O presidente dos promotores considera, por isso, que a garantia pública foi uma medida que veio gerar mais procura no mercado, principalmente dos muitos jovens, que até então não tinham capacidade para comprar casa e que passaram a ter essa possibilidade. Apesar de classificar como “positivas” as medidas apresentadas pelo Governo agora em gestão, Hugo Santos Ferreira salienta que as mesmas “foram insuficientes” e que se ficou a meio caminho daquilo que era o programa ‘Construir Portugal’.

“As medidas cruciais, que, essas sim iam fazer com que houvesse mais oferta e uma descida dos preços ficaram por fazer”, refere, dando como exemplo o Simplex, através da redução dos tempos de licenciamento e a redução da “bruta carga fiscal”, nomeadamente o fim do IVA a uma taxa máxima não dedutível.

Aquando da apresentação da garantia pública, o setor imobiliário defendeu que esta medida deveria ser alargada a todos para que o acesso à habitação fosse maior. Quase um ano volvido, Hugo Santos Ferreira mantém a posição e reitera que deveria ser colocado um fim daquele que já foi, apelidado, pelo então primeiro-ministro António Guterres, como “o imposto mais estúpido do mundo” – o Imposto Municipal sobre Transações Onerosas (IMT).

“Isso era uma medida que, de facto, vinha trazer mais procura ao mercado e vinha permitir que toda a gente pudesse ter acesso ao mercado da habitação”, sublinha, dando exemplo do que acontece em Espanha, onde na primeira transação não existe IMT. “Tinha sido uma boa medida acabar com o IMT e com o imposto de selo para toda a gente na primeira transação”, enfatiza.

APEMIP quer casas a custos controlados e alerta para aumento da exclusão social

Quem partilha uma opinião diferente do presidente da APPII sobre a nota da DBRS é Paulo Caiado, presidente da Associação dos Profissionais e Empresas de Mediação Imobiliária de Portugal (APEMIP), que ao JE refere que “quaisquer medidas que incentivem a procura de casa geram uma pressão nos preços, isto é, por demais previsível”, mas salienta que não é apenas por esse cenário que os aumentos de preços da habitação se verificam.

O presidente dos mediadores defende que a transação de uma casa depende principalmente de fatores sociológicos que não desaparecem e que são cada vez mais frequentes, dando como exemplo os divórcios, casamentos, deslocalização e se a vida corre bem ou corre mal.

“Como as casas têm valorizado muito nos últimos anos, qualquer pessoa que pense em vender uma casa para enfrentar uma nova aquisição tem uma dotação financeira que nunca teve até aqui. Se uma pessoa tiver uma casa, seja onde for, e se a vender amanhã, vai ter um dinheiro que, se calhar, nunca pensou ter e uma condição financeira para enfrentar uma nova aquisição por um valor muito superior àquilo que alguma vez imaginou, nomeadamente quando têm depois os bancos a complementar, com os juros a descer”, explica Paulo Caiado.

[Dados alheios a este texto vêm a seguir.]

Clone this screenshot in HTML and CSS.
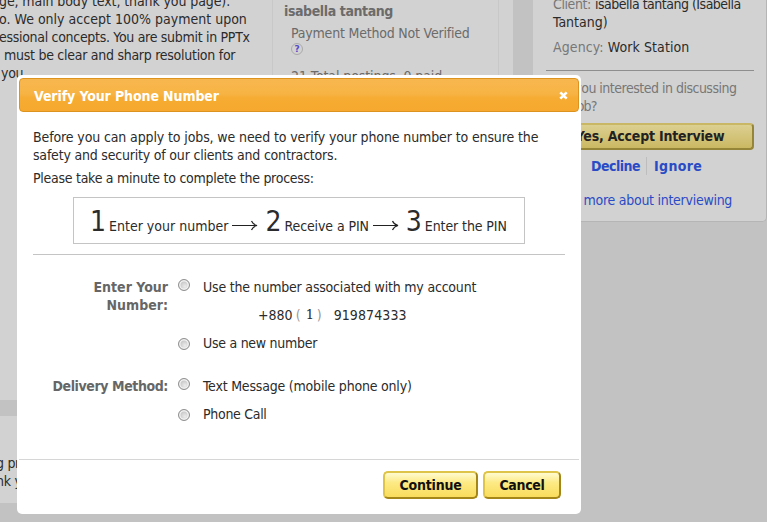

O problema, para o presidente da APEMIP, está naqueles que não têm casa e, por isso, não têm as suas poupanças a valorizar-se, como é o caso dos jovens que vão enfrentar a sua primeira aquisição, onde a barreira é cada vez maior. Como tal, Paulo Caiado alerta para o facto de a exclusão social estar a aumentar e que o cenário poderá agravar-se, seja qual for o governo que venha a tomar posse no futuro.

“Seja o governo de esquerda, de direita ou centro, pode ficar encurralado, porque se Portugal começar a ficar cheio de barracas, com certeza que os nossos governantes, sejam quais forem as suas ideias, vão ficar encurralados e vão ter que tomar decisões que podem não ser boas para a economia”, avisa.

O presidente da APEMIP pede a intervenção do Estado no apoio ao desenvolvimento no segmento de habitação, disponibilizando o terreno, a isenção fiscal e um prazo rápido de licenciamento, exigindo em troca a um privado que esteja interessado em edificar a um preço controlado.

“Estas três componentes — terreno, impostos e tempo — facilmente representam metade do preço de uma casa nova. O que estamos a dizer é que um promotor que quer construir, seja na Amadora ou em Gondomar, daqui por uns tempos, se não tiver encargos, se não pagar impostos nesta construção, se não tiver o custo do terreno e se tiver o projeto licenciado rapidamente, a mesma casa pode custar metade do preço e a margem do construtor é a mesma. Se o meu contributo representa 40% ou 50%, então essa casa vai ter de ir para o mercado 40% ou 50% abaixo do preço”, afirma.

Contudo, Paulo Caiado defende que será preciso identificar quem é elegível para comprar estas casas e quem, depois, pensar em vender só o poderá fazer pelo preço que comprou, acrescido da inflação. “De outro modo, terá de devolver ao Estado aquilo que foi a sua contrapartida, não há outro caminho, porque a construção vai ser cada vez mais cara”, sublinha, realçando a necessidade de criar um segmento de habitação, porque há pessoas que estão em situação de exclusão habitacional.

“O Estado tem que assumir o seu papel e essas casas têm de estar desoneradas de impostos, porque essa é a participação financeira do Estado”, refere o presidente da APEMIP.